4. They stink at the hard stuff
Theirs, and yours. As I said, their myriad issues are often someone else’s fault. And when a life crisis pops up — work’s bad or a family member is shutting them out — they might unload without really bringing you into the problem. They also want to detach from you at these points, making you push harder to be close (because people in love help each other in times of need). Likewise, when you have a real crisis, they’re there in the most perfunctory of manners. But ultimately, they don’t know how to help you if it takes too much energy from them.
5. They take more than they give
They might be great lovers; they might say all the right things; they might even occasionally demonstrate affection with a thoughtful gesture. But they want credit for all of these things, even if it’s only in their minds, where they tell themselves they tried. Fixers ultimately don’t want to be fixed; they just want you to see them as better than they are. So, even when they’re giving, they’re taking. Believing the best of someone even when they suddenly flake on plans, withdraw into a moody funk, or can’t be there for the hard stuff — that’s giving and it’s hard to keep doing when there’s no return.

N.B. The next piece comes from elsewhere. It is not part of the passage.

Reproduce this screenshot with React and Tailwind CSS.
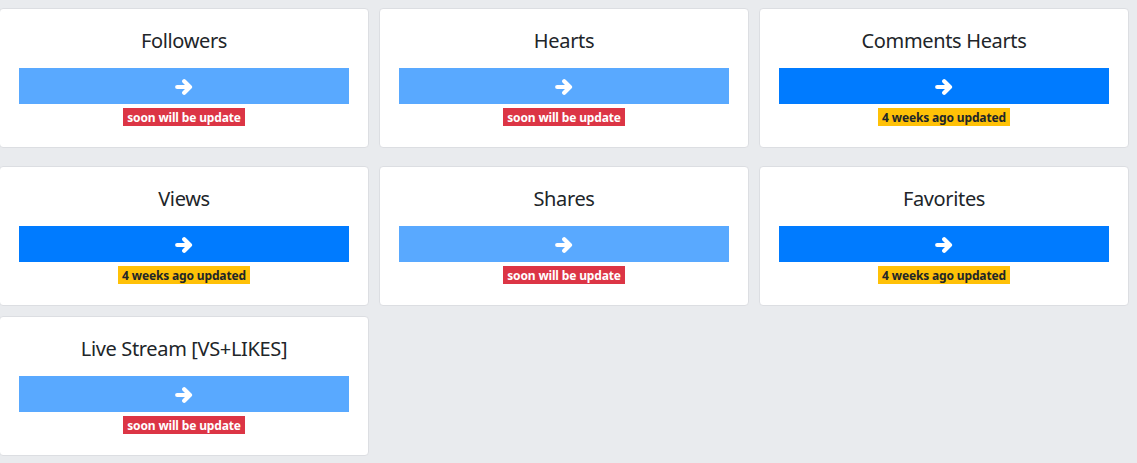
import React from "react";

const cards = [
  { title: "Followers", active: false },
  { title: "Hearts", active: false },
  { title: "Comments Hearts", active: true },
  { title: "Views", active: true },
  { title: "Shares", active: false },
  { title: "Favorites", active: true },
  { title: "Live Stream [VS+LIKES]", active: false },
];

function Arrow() {
  return (
    <svg
      viewBox="0 0 18 16"
      width="18"
      height="16"
      fill="none"
      stroke="currentColor"
      strokeWidth="4.2"
      strokeLinecap="round"
      strokeLinejoin="round"
      className="mt-[1px]"
    >
      <path d="M2.2 8H14.2" />
      <path d="M9.2 2.3L15 8L9.2 13.7" />
    </svg>
  );
}

function Card({ title, active }) {
  return (
    <div className="h-[140px] bg-white border border-[#dcdee2] rounded-[4px] px-[19px] pt-[20px] flex flex-col items-center">
      <div className="h-[24px] leading-[24px] text-[20px] tracking-[-0.35px] text-[#212529] font-['Noto_Sans',sans-serif] mb-[15px]">
        {title}
      </div>
      <div
        className={
          "w-full h-[36px] flex items-center justify-center text-white " +
          (active ? "bg-[#007bff]" : "bg-[#59a9ff]")
        }
      >
        <Arrow />
      </div>
      {active ? (
        <span className="mt-[4px] h-[18px] px-[4px] bg-[#ffc107] text-[#212529] text-[12px] tracking-[-0.15px] leading-[19px] font-bold font-['Noto_Sans',sans-serif]">
          4 weeks ago updated
        </span>
      ) : (
        <span className="mt-[4px] h-[18px] px-[4px] bg-[#dc3545] text-white text-[12px] tracking-[-0.15px] leading-[19px] font-bold font-['Noto_Sans',sans-serif]">
          soon will be update
        </span>
      )}
    </div>
  );
}

export default function App() {
  return (
    <div className="min-h-screen w-full bg-[#e9ebee] pt-[8px] overflow-hidden">
      <div className="ml-[-1px] w-[1130px]">
        <div className="grid grid-cols-[370px_370px_370px] gap-x-[10px] mb-[18px]">
          {cards.slice(0, 3).map((c) => (
            <Card key={c.title} {...c} />
          ))}
        </div>
        <div className="grid grid-cols-[370px_370px_370px] gap-x-[10px] mb-[10px]">
          {cards.slice(3, 6).map((c) => (
            <Card key={c.title} {...c} />
          ))}
        </div>
        <div className="grid grid-cols-[370px_370px_370px] gap-x-[10px]">
          {cards.slice(6).map((c) => (
            <Card key={c.title} {...c} />
          ))}
        </div>
      </div>
    </div>
  );
}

6. You won’t know how to love them because they don’t know how to be loved
One second, you’re thinking you should be a fountain of unconditional love. The next, you’re thinking you need to be a drill sergeant with a plan to help them. And with every step you take, you’ll worry about losing them because they’ll often make you feel like you’re trying to manipulate them and manoeuvre yourself into their life. Fixers don’t trust your motives because theirs are often less than pure.